On 1/22/22 4:04 AM, wij wrote:
> On Friday, 21 January 2022 at 23:43:54 UTC+8, Richard Damon wrote:
>> On 1/19/22 4:11 AM, wij wrote:
>>> Rule3 of Infinite Series is added into NumberView-en.txt
>>> Rule3: Σ(n=0,∞) f(n) ± Σ(n=0,∞) g(n) = Σ(n=0,∞) f(n)±g(n)
>>> Σ(n=0,∞) c*f(n)= c*(Σ(n=0,∞) f(n))
>>> These rules are commonly used, but some issue may be controversial:
>>> Ex: Σ 2*n =Σ (n+n) =Σ n + Σ n
>>> If Σ 2*n is said the sum of all even numbers, Σ n the sum of all natural
>>> numbers, the notion that the whole is greater than the part is conflicted
>>> by this rule.
>>> But, how do we express "the sum of even numbers"? Or Σ(n=0,∞/2) 2*n ?
>>> An idea that using C-language's for loop expression might solve this
>>> problem (or, at least, better than the traditional Σ notation):
>>> for(n=0;;++n) n; or f(n=0;;n+=2) n;
>>> Any idea?
>> Fundamentally, the issue is that these rules are all under the condition
>> that the infinite sum converges to a finite value.
> If the result is not known, how does one know the infinite series converges or not?
> (converge OK, not converge not OK? what is the rule!)
If the fact that the sum is finite is not known, you might not know if
the operation is valid, so you may need to carry the condition around in
Just like if you have that X * Y = X * Z, you can't just divide by X and
say that Y = Z, you have to say something like if X != 0, then Y = Z.
>> When you try to think
>> of a unconverging sum as 'having a value', you can get all sorts of
>> issues. Even if the sum converges, there can be limits to what sort of
>> operations you can do on the elements if the sum has positive and
>> negative elements, and the sum of just the elements of one sign don't
>> also converge. Such sums can change their value if you reorder the terms.
>> Basically, 'infinity' doesn't act like a normal number, and you can't
>> expect it to, and infinite sums that don't converge fall into that category.

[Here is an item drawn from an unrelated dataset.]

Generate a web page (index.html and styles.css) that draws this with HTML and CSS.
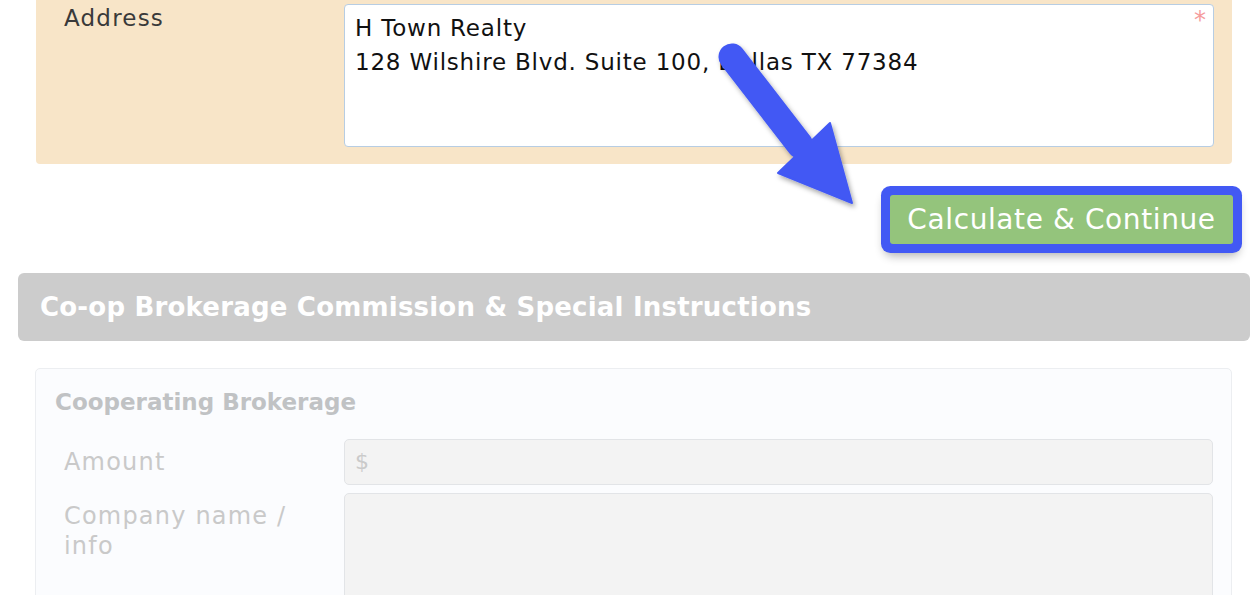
FILE: index.html
```html
<!DOCTYPE html>
<html lang="en">
<head>
  <meta charset="UTF-8" />
  <title>Listing details</title>
  <link rel="stylesheet" href="styles.css">
</head>
<body>
  <div class="page">
    <div class="panel panel-warm">
      <div class="row">
        <label class="label">Address</label>
        <div class="field">
          <div class="textarea">H Town Realty<br>128 Wilshire Blvd. Suite 100, Dallas TX 77384</div>
          <span class="required">*</span>
        </div>
      </div>
    </div>

    <div class="actions">
      <button class="btn-continue">Calculate &amp; Continue</button>
    </div>

    <h2 class="section-title">Co-op Brokerage Commission &amp; Special Instructions</h2>

    <div class="card">
      <h3 class="card-title">Cooperating Brokerage</h3>
      <div class="row row-tight">
        <label class="label muted">Amount</label>
        <div class="input disabled">$</div>
      </div>
      <div class="row row-tight">
        <label class="label muted">Company name /<br>info</label>
        <div class="input disabled tall"></div>
      </div>
    </div>

    <!-- annotation arrow -->
    <svg class="arrow" width="200" height="220" viewBox="0 0 200 220">
      <defs>
        <filter id="sh" x="-20%" y="-20%" width="150%" height="150%">
          <feDropShadow dx="2" dy="3" stdDeviation="2.5" flood-color="#000" flood-opacity="0.35"/>
        </filter>
      </defs>
      <g filter="url(#sh)" fill="#4259f4" stroke="#4259f4">
        <line x1="32" y1="57" x2="100" y2="145" stroke-width="27" stroke-linecap="round"/>
        <polygon points="78,173 130,123 152,203" stroke-width="2" stroke-linejoin="round"/>
      </g>
    </svg>
  </div>
</body>
</html>
```

FILE: styles.css
```css
* {
  box-sizing: border-box;
}

body {
  margin: 0;
  font-family: 'DejaVu Sans', sans-serif;
  background-color: #fff;
  color: #222;
  overflow: hidden;
}

.page {
  position: relative;
  width: 1256px;
  height: 595px;
  overflow: hidden;
}

.panel-warm {
  margin-left: 36px;
  width: 1196px;
  height: 164px;
  padding: 4px 18px 0 28px;
  background-color: #f8e5c8;
  border-radius: 0 0 4px 4px;
}

.row {
  display: flex;
  align-items: flex-start;
}

.label {
  width: 280px;
  flex-shrink: 0;
  font-size: 23px;
  line-height: 28px;
  letter-spacing: 1.2px;
  color: #3a3a3a;
}

.field {
  position: relative;
  flex: 1;
}

.textarea {
  height: 143px;
  padding: 6px 10px;
  background-color: #fff;
  border: 1px solid #b7cde3;
  border-radius: 4px;
  font-size: 23px;
  line-height: 34px;
  letter-spacing: 0.8px;
  color: #111;
}

.required {
  position: absolute;
  top: 2px;
  right: 8px;
  font-size: 24px;
  color: #f59b9b;
}

.actions {
  display: flex;
  justify-content: flex-end;
  height: 273px;
  margin-top: -164px;
  padding: 195px 23px 0 0;
}

.btn-continue {
  width: 343px;
  height: 49px;
  padding: 0;
  border: none;
  border-radius: 3px;
  background-color: #94c47c;
  color: #fff;
  font-family: 'DejaVu Sans', sans-serif;
  font-size: 28px;
  letter-spacing: 0.6px;
  box-shadow: 0 0 0 9px #4259f4, 0 6px 10px 6px rgba(0, 0, 0, 0.3);
}

.section-title {
  margin: 0 0 0 18px;
  width: 1232px;
  height: 68px;
  padding-left: 22px;
  background-color: #cccccc;
  border-radius: 6px;
  color: #fff;
  font-size: 26px;
  font-weight: 700;
  line-height: 68px;
  letter-spacing: 0.2px;
}

.card {
  margin: 27px 0 0 35px;
  width: 1197px;
  height: 240px;
  padding: 16px 18px 0 19px;
  background-color: #fbfcfe;
  border: 1px solid #eceef1;
  border-radius: 5px;
}

.card-title {
  margin: 0 0 20px;
  font-size: 23px;
  font-weight: 700;
  line-height: 34px;
  color: #c0c2c4;
}

.row-tight {
  margin-bottom: 8px;
}

.row-tight .label {
  width: 289px;
  padding-left: 9px;
  padding-top: 8px;
  line-height: 30px;
  font-size: 24px;
  letter-spacing: 1.2px;
}

.muted {
  color: #c9c9c9;
}

.input {
  flex: 1;
  height: 46px;
  padding: 6px 10px;
  border: 1px solid #e2e4e7;
  border-radius: 5px;
  font-size: 22px;
  line-height: 32px;
}

.disabled {
  background-color: #f3f3f3;
  color: #cacaca;
}

.tall {
  height: 140px;
}

.arrow {
  position: absolute;
  left: 700px;
  top: 0;
}
```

>> Ignoring that can get you into all sorts of problems, for example if we
>> let: (let sum(f(n)) be the sum of f(n) for all values of n from 0 to
>> X = sum(n)
>> Y = sum(1)
>> The sum of the odds can be expressed as either
>> sum(2n+1) = 2X+Y
>> or, if we skip the first element and add it in explicitly)
>> 1 + sum(2n+3) = 1 + 2X + 3Y
>> thus it seems we could say that
>> 2X+Y = 1 + 2X + 3Y
>> But this says that Y = -1/2 ( 0 = 1 + 2Y)
> Lots of inconsistency bypassed for comment. I was asking for opinion, I won't say too much.
> No valid rule for the derivation ∑ 2n*1= 1+ 2*(∑2*n+3) (trick of magic show)
> A hidden false rule is assumed.
The only hidden false rule that is assumed is that you can manipulate
infinite sums like normal number, even if they don't converge.